### REQUIRED TASK
Only the number is wanted: count the lines that contain "self".

---+---

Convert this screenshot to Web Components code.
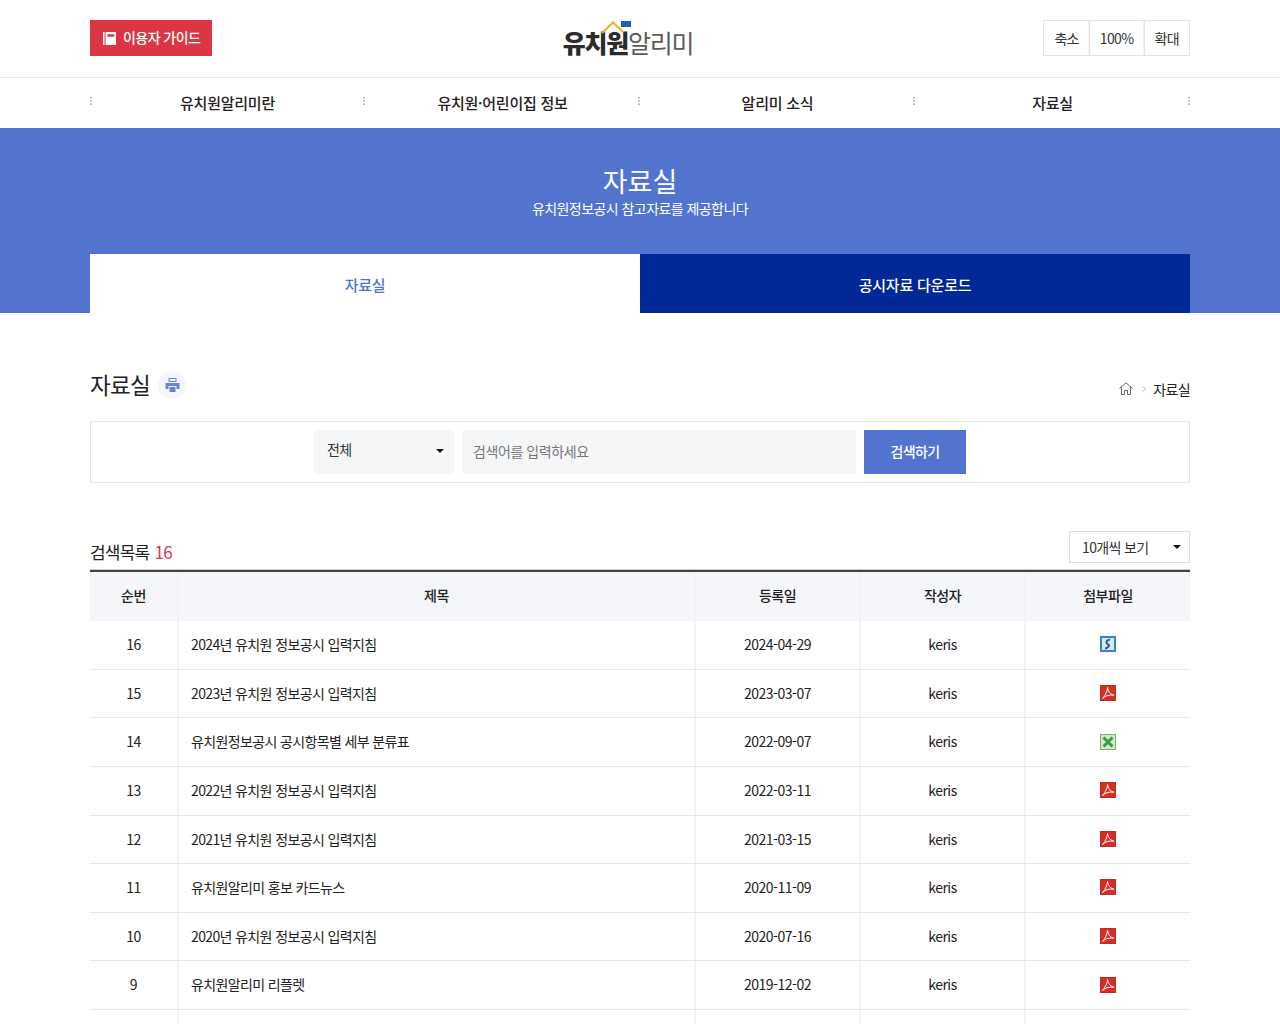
<!DOCTYPE html>
<html lang="ko"><head><meta charset="utf-8"><title>자료실</title>
<style>
html,body{margin:0;padding:0;background:#fff;color:#222;font-family:"Noto Sans CJK KR","Noto Sans",sans-serif;overflow:hidden;height:1024px}
</style></head><body>
<site-header></site-header>
<site-nav></site-nav>
<page-banner></page-banner>
<main-title></main-title>
<search-box></search-box>
<list-head></list-head>
<data-table></data-table>
<script>
const base=':host{display:block;box-sizing:border-box;letter-spacing:-.04em}*{box-sizing:border-box}';
function def(name,html){customElements.define(name,class extends HTMLElement{constructor(){super();this.attachShadow({mode:'open'}).innerHTML='<style>'+base+html[0]+'</style>'+html[1]}})}
def('site-header',[`
:host{height:78px;border-bottom:1px solid #e8e8e8;padding:20px 90px 0}
.w{display:grid;grid-template-columns:1fr auto 1fr;align-items:start}
.g{width:122px;height:36px;background:#dc3545;color:#fff;font-size:14px;display:flex;align-items:center;gap:7px;padding-left:13px;font-weight:500;letter-spacing:-.04em;line-height:35px}
.g span{margin-top:-1px}
.logo{position:relative;font-size:25px;line-height:36px;height:36px;margin:4px 24px 0 0;letter-spacing:-.05em;color:#5c5c5c;font-weight:400;white-space:nowrap}
.logo b{color:#2b2b2b;font-weight:900}
.logo svg{position:absolute;left:38px;top:-4px}
.z{justify-self:end;display:flex;height:36px;border:1px solid #e4e4e4;font-size:14px;line-height:35px;color:#333}
.z span{padding:0 10px;border-left:1px solid #e4e4e4;box-shadow:-1px 0 0 #f3f3f3}
.z span:first-child{border:0;box-shadow:none}
`,`<div class="w"><div class="g"><svg width="13" height="13" viewBox="0 0 12 12"><path fill="#fff" d="M0 0h1.400v12H0zM2.400 0H12v12H2.400zM4 2v2.400h6.400V2z"/></svg><span>이용자 가이드</span></div>
<div class="logo"><svg width="32" height="16" viewBox="0 0 32 16"><path d="M1 13 L12 2.500 L22 12" fill="none" stroke="#f0b429" stroke-width="2.200"/><path d="M20 1h10v6H20z" fill="#1f5fbf"/></svg><b>유치원</b>알리미</div>
<div class="z"><span>축소</span><span>100%</span><span>확대</span></div></div>`]);
def('site-nav',[`
:host{height:50px;padding:0 90px}
.n{display:grid;grid-template-columns:repeat(4,275px);height:50px;letter-spacing:-.015em}
.n a{position:relative;text-align:center;font-size:15px;font-weight:500;line-height:50px;color:#222}
.n a::before{content:"";position:absolute;left:-2px;top:18px;width:2px;height:10px;background:radial-gradient(circle,#bbb 0 .9px,transparent 1px) 0 0/2px 3.300px}
.n a:first-child::before{left:0}
.n a:last-child::after{content:"";position:absolute;right:0;top:18px;width:2px;height:10px;background:radial-gradient(circle,#bbb 0 .9px,transparent 1px) 0 0/2px 3.300px}
`,`<div class="n"><a>유치원알리미란</a><a>유치원·어린이집 정보</a><a>알리미 소식</a><a>자료실</a></div>`]);
def('page-banner',[`
:host{height:185px;background:#5274cf;color:#fff;text-align:center;padding-top:33px}
h1{margin:0;font-size:27px;font-weight:400;line-height:40px;letter-spacing:0}
p{margin:-5px 0 0;font-size:14px;line-height:24px;letter-spacing:-.04em}
.t{display:grid;grid-template-columns:550px 550px;grid-template-rows:59px;margin:34px 90px 0;height:59px;font-size:15px;font-weight:500;letter-spacing:-.015em}
.t a{display:flex;align-items:center;justify-content:center;padding-top:2px}
.t a:first-child{background:#fff;color:#5274cf}.t a:last-child{background:#002896;color:#fff}
`,`<h1>자료실</h1><p>유치원정보공시 참고자료를 제공합니다</p><div class="t"><a>자료실</a><a>공시자료 다운로드</a></div>`]);
def('main-title',[`
:host{margin:0 90px;height:108px;padding-top:52px;display:flex;justify-content:space-between}
.l{display:flex;align-items:flex-start;gap:8px}
h2{margin:0;font-size:22.500px;font-weight:400;line-height:38px;letter-spacing:-.03em;color:#222}
.p{width:28px;height:28px;border-radius:50%;background:#f4f6fb;display:flex;align-items:center;justify-content:center;margin-top:6px}
.b{display:flex;align-items:center;gap:7px;font-size:14px;height:20px;margin-top:14px;color:#222;align-self:flex-start}
.b i{color:#ccc;font:normal 14px "DejaVu Sans",sans-serif;margin-top:-2px}
.b svg{margin:-2px 1px 0 0}
`,`<div class="l"><h2>자료실</h2><div class="p"><svg width="15" height="14" viewBox="0 0 14 14"><path fill="#6c85cc" d="M3 0h8v4H3zM4 1v2h6V1zM0 5h14v6h-3V8H3v3H0zM4 9h6v5H4z"/></svg></div></div>
<div class="b"><svg width="14" height="13" viewBox="0 0 14 13" fill="none" stroke="#666" stroke-width="1"><path d="M.5 6.500 7 .8l6.500 5.700M2.500 5v7.500h3V8.500h3v4h3V5"/></svg><i>›</i><span>자료실</span></div>`]);
def('search-box',[`
:host{margin:0 90px;height:62px;border:1px solid #e4e4e4;padding-top:8px}
.r{display:flex;justify-content:center;gap:8px;height:44px}
.s{width:140px;background:#f4f6f7;border-radius:3px;font-size:14px;line-height:39px;padding-left:13px;color:#333;position:relative}
.s::after{content:"";position:absolute;right:10px;top:19px;border:4px solid transparent;border-top-color:#111;border-bottom:0}
.i{width:394px;background:#f4f6f7;border-radius:3px;font-size:14px;line-height:43px;padding-left:11px;color:#777;letter-spacing:-.03em}
.b{width:102px;background:#5274cf;color:#fff;font-size:14px;line-height:43px;text-align:center;font-weight:500}
`,`<div class="r"><div class="s">전체</div><div class="i">검색어를 입력하세요</div><div class="b">검색하기</div></div>`]);
def('list-head',[`
:host{margin:0 90px;height:87px;position:relative;padding-top:48px;display:flex;justify-content:space-between;align-items:flex-start}
.c{font-size:17px;line-height:44px;margin-top:-1px;color:#222;letter-spacing:-.045em}
.c em{font-style:normal;color:#dc3545;margin-left:1px}
.d{width:121px;height:32px;border:1px solid #ddd;font-size:14px;line-height:31px;padding-left:12px;position:relative;color:#333;background:#fff}
.d::after{content:"";position:absolute;right:8px;top:13px;border:4px solid transparent;border-top-color:#111;border-bottom:0}
`,`<div class="c">검색목록 <em>16</em></div><div class="d">10개씩 보기</div>`]);
const pdf='<svg width="16" height="16" viewBox="0 0 16 16"><rect width="16" height="16" fill="#d92c22"/><rect x=".5" y=".5" width="15" height="15" fill="none" stroke="#b0332a"/><path d="M7.600 2.500C8.200 6 9.500 9 14 10.200 10 9.500 5.500 10.500 2.500 13.500 5 11 7 7 7.600 2.500z" fill="none" stroke="#fff" stroke-width="1"/></svg>';
const xls='<svg width="16" height="16" viewBox="0 0 16 16"><rect width="16" height="16" fill="#d3e8c6"/><rect x=".5" y=".5" width="15" height="15" fill="none" stroke="#7fb06d"/><path d="M3.500 3.500l9 9m0-9l-9 9" stroke="#3c9a4a" stroke-width="3"/></svg>';
const hwp='<svg width="16" height="16" viewBox="0 0 16 16"><rect width="16" height="16" fill="#3b7fc4"/><rect x="2" y="2" width="12" height="12" fill="#dbeaf7"/><path d="M10 3.500C7 4 5.500 6 7 7.500S10 9 8.500 10.500 6 12.500 5 12.500" fill="none" stroke="#1d5fa8" stroke-width="2"/></svg>';
const rows=[['16','2024년 유치원 정보공시 입력지침','2024-04-29',hwp],['15','2023년 유치원 정보공시 입력지침','2023-03-07',pdf],['14','유치원정보공시 공시항목별 세부 분류표','2022-09-07',xls],['13','2022년 유치원 정보공시 입력지침','2022-03-11',pdf],['12','2021년 유치원 정보공시 입력지침','2021-03-15',pdf],['11','유치원알리미 홍보 카드뉴스','2020-11-09',pdf],['10','2020년 유치원 정보공시 입력지침','2020-07-16',pdf],['9','유치원알리미 리플렛','2019-12-02',pdf]];
def('data-table',[`
:host{margin:0 90px;border-top:2px solid #444;box-shadow:0 -1px 0 #ccc}
.h,.r{display:grid;grid-template-columns:89px 517px 165px 165px 164px;font-size:14px;text-align:center;color:#222}
.h{height:49.200px;background:#f4f6fa;line-height:47px;font-weight:500}
.r{height:48.620px;line-height:47px;border-bottom:1px solid #e9e9e9}
.h div:not(:last-child),.r div:not(:last-child){border-right:2px solid #f1f2f4}
.r .t{text-align:left;padding-left:12px;letter-spacing:-.045em}
.r svg{vertical-align:middle;margin-top:-4px}
.h div,.r div{letter-spacing:-.035em}
.r .t{letter-spacing:-.045em}
`,`<div class="h"><div>순번</div><div>제목</div><div>등록일</div><div>작성자</div><div>첨부파일</div></div>`+rows.map(r=>`<div class="r"><div>${r[0]}</div><div class="t">${r[1]}</div><div>${r[2]}</div><div>keris</div><div>${r[3]}</div></div>`).join('')+`<div class="r"><div></div><div></div><div></div><div></div><div></div></div>`]);
</script>
</body></html>
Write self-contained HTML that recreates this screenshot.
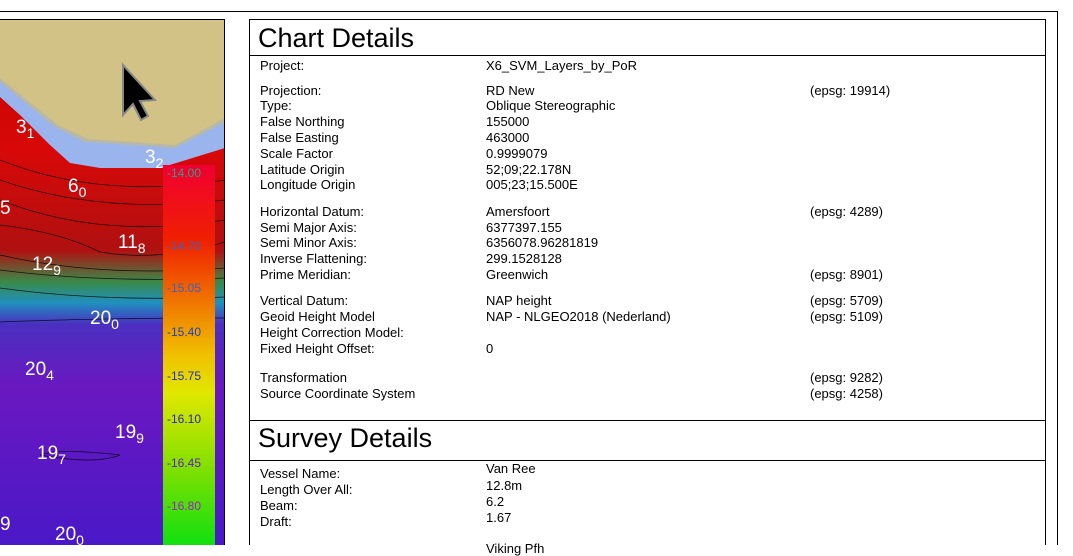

---+---

### RESPONSE
3